At what temperature is the rms velocity of a hydrogen molecule equal to that of an oxygen molecule at `47^(@)C`?

To find the temperature at which the root mean square (rms) velocity of a hydrogen molecule is equal to that of an oxygen molecule at \(47^\circ C\), we can follow these steps: ### Step 1: Convert the temperature of oxygen from Celsius to Kelvin The temperature in Kelvin can be calculated using the formula: \[ T(K) = T(°C) + 273 \] For oxygen at \(47^\circ C\): \[ T_{O_2} = 47 + 273 = 320 \, K \] ### Step 2: Write the formula for rms velocity The rms velocity (\(v_{rms}\)) of a gas is given by the formula: \[ v_{rms} = \sqrt{\frac{3RT}{M}} \] where \(R\) is the universal gas constant, \(T\) is the temperature in Kelvin, and \(M\) is the molar mass of the gas. ### Step 3: Set the rms velocities of hydrogen and oxygen equal to each other Let \(T_{H_2}\) be the temperature of hydrogen.

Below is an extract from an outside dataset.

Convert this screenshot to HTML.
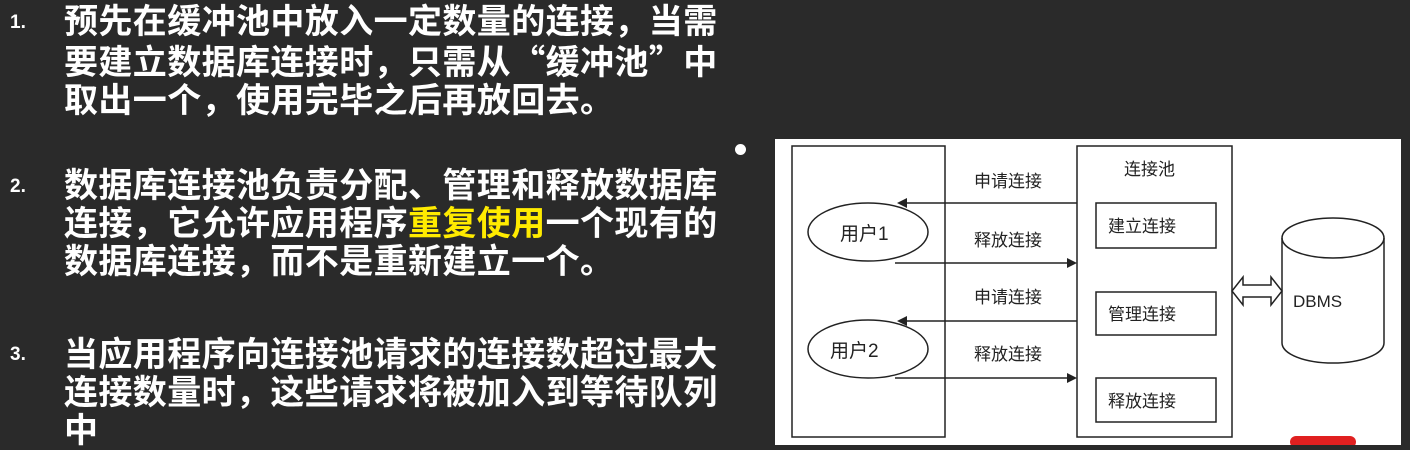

The rms velocities of hydrogen and oxygen can be expressed as: \[ v_{rms, H_2} = \sqrt{\frac{3RT_{H_2}}{M_{H_2}}} \] \[ v_{rms, O_2} = \sqrt{\frac{3RT_{O_2}}{M_{O_2}}} \] Setting these equal gives: \[ \sqrt{\frac{3RT_{H_2}}{M_{H_2}}} = \sqrt{\frac{3RT_{O_2}}{M_{O_2}}} \] ### Step 4: Square both sides and simplify Squaring both sides removes the square roots: \[ \frac{3RT_{H_2}}{M_{H_2}} = \frac{3RT_{O_2}}{M_{O_2}} \] The \(3R\) cancels out: \[ \frac{T_{H_2}}{M_{H_2}} = \frac{T_{O_2}}{M_{O_2}} \] ### Step 5: Rearrange to find \(T_{H_2}\) Rearranging gives: \[ T_{H_2} = T_{O_2} \cdot \frac{M_{H_2}}{M_{O_2}} \] ### Step 6: Substitute known values The molar mass of hydrogen (\(H_2\)) is \(2 \, g/mol\) and the molar mass of oxygen (\(O_2\)) is \(32 \, g/mol\): \[ T_{H_2} = 320 \cdot \frac{2}{32} \] ### Step 7: Calculate \(T_{H_2}\) Calculating this gives: \[ T_{H_2} = 320 \cdot \frac{2}{32} = 320 \cdot \frac{1}{16} = 20 \, K \] Thus, the temperature at which the rms velocity of a hydrogen molecule is equal to that of an oxygen molecule at \(47^\circ C\) is \(20 \, K\).